According to the TriCity News, Coquitlam’s local community newspaper, “China provides the largest contingent of the approximately 1,600 to 2,000 students who will pay $16,500 to go to school in SD43, up $1,500 for 2019/2020, and with SD43 dependent on funds from the international education program, which contributes 12% to the bottom line, it’s also vulnerable to geopolitical trends and changes.

“Such a risk was noted in the school district’s budget, which pointed out that SD43 finances are ‘heavily reliant’ on international education revenues and summer programs, at the same time that it is vulnerable to ‘recent geopolitical events and escalating economic variables.’”

It is obvious that the Confucius Institutes, armed with their state-owned resources, is rolling over Canadian classrooms, taking over Chinese language learning and academic exchanges and promoting one single perspective to look at everything about China. 
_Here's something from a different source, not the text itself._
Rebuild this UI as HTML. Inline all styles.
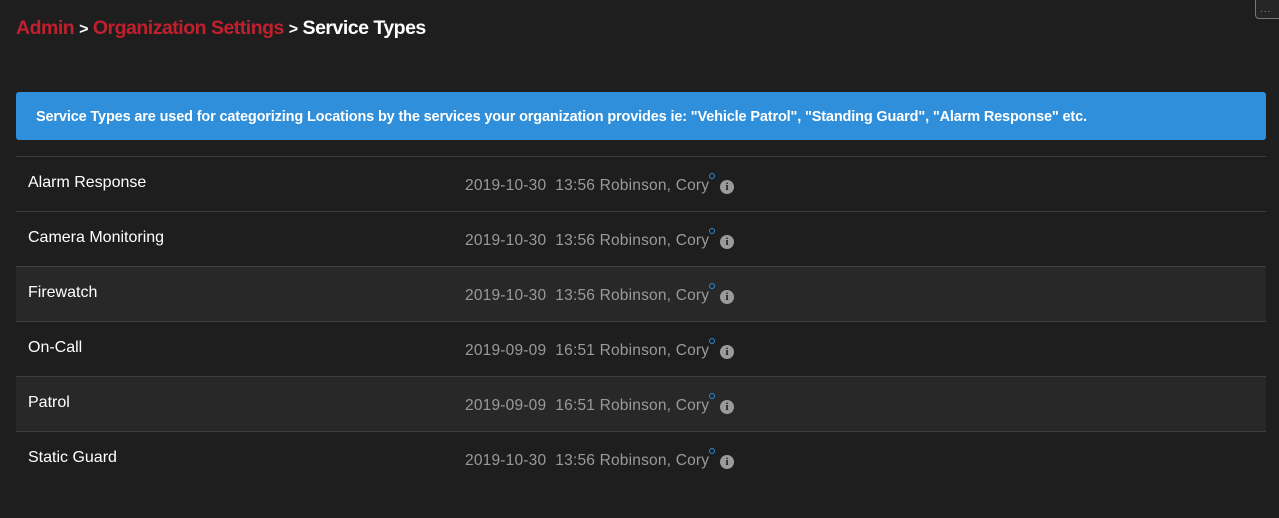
<!DOCTYPE html>
<html><head><style>
body{margin:0;background:#1e1e1e;width:1279px;height:518px;overflow:hidden;font-family:"Liberation Sans",sans-serif;position:relative}
.bc{position:absolute;left:16px;top:17px;font-size:19.5px;font-weight:bold;color:#fff;letter-spacing:-0.5px}
.bc .r{color:#c0202e}
.bc .g{font-size:16px}
.more{position:absolute;left:1255px;top:0;width:30px;height:19px;border:1px solid #777;border-top:none;border-radius:0 0 0 4px;background:#262626;color:#888;font-size:10px;line-height:20px;padding-left:4px;box-sizing:border-box;letter-spacing:1px}
.info{position:absolute;left:16px;top:92px;width:1250px;height:48px;background:#2f8fdb;border-radius:3px;color:#fff;font-size:14.5px;font-weight:bold;line-height:50px;padding-left:20px;box-sizing:border-box;letter-spacing:-0.15px;white-space:nowrap}
.tbl{position:absolute;left:16px;top:156px;width:1250px;border-top:1px solid #3e3e3e}
.row{height:54px;border-bottom:1px solid #3e3e3e;position:relative;color:#fff;font-size:16px}
.row.alt{background:#282828}
.row .n{position:absolute;left:12px;top:17px;letter-spacing:0px}
.row .m{position:absolute;left:449px;top:20px;color:#9a9a9a;font-size:15.5px;letter-spacing:0.2px;white-space:pre}
.dot{position:absolute;left:693px;top:16px;width:4px;height:4px;border:1px solid #2b8ad6;border-radius:50%}
.i{position:absolute;left:704px;top:23px;width:14px;height:14px;border-radius:50%;background:#9a9a9a;color:#1e1e1e;font-size:11px;font-weight:bold;text-align:center;line-height:14px;font-family:"Liberation Serif",serif}
</style></head><body>
<div class="bc"><span class="r">Admin</span> <span class="g">&gt;</span> <span class="r">Organization Settings</span> <span class="g">&gt;</span> Service Types</div>
<div class="more">...</div>
<div class="info">Service Types are used for categorizing Locations by the services your organization provides ie: "Vehicle Patrol", "Standing Guard", "Alarm Response" etc.</div>
<div class="tbl">
<div class="row"><span class="n">Alarm Response</span><span class="m">2019-10-30  13:56 Robinson, Cory</span><span class="dot"></span><span class="i">i</span></div>
<div class="row"><span class="n">Camera Monitoring</span><span class="m">2019-10-30  13:56 Robinson, Cory</span><span class="dot"></span><span class="i">i</span></div>
<div class="row alt"><span class="n">Firewatch</span><span class="m">2019-10-30  13:56 Robinson, Cory</span><span class="dot"></span><span class="i">i</span></div>
<div class="row"><span class="n">On-Call</span><span class="m">2019-09-09  16:51 Robinson, Cory</span><span class="dot"></span><span class="i">i</span></div>
<div class="row alt"><span class="n">Patrol</span><span class="m">2019-09-09  16:51 Robinson, Cory</span><span class="dot"></span><span class="i">i</span></div>
<div class="row" style="border-bottom:none"><span class="n">Static Guard</span><span class="m">2019-10-30  13:56 Robinson, Cory</span><span class="dot"></span><span class="i">i</span></div>
</div>
</body></html>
Both the Belt and Road Initiative and the Confucius Institutes are only a small part of the covert but rigorous and ruthless overseas campaign of the PRC to advance the Chinese Communist Party’s interests and values at the expenses of freedom, civil liberties and the rule of law. 

Across the globe, we can see a rapidly growing but worrying trend about self-censorship and self-limiting policies. The Communist regime in Beijing is getting more and more brazen, aided by the extensive reach of the Internet and their trolls, the so-called “five-cent troopers.” It is obvious that their overseas operatives are much less covert than that of before. 

The recent self-censorship cases involving business giants such as Apple Inc., the National Basketball Association (NBA), Blizzard Hearthstone, Tiffany and Co. and the like clearly demonstrated how swift and unforgiving the PRC could be with their political bottom line. These are alarming examples of how the PRC blatantly and ruthlessly interferes into the business world, using its commercial status and financial clout to advance their political agenda and goals while defying universal business norms, a level-playing field, freedom of expression and ideas, market mechanism as well as the rules-based international order.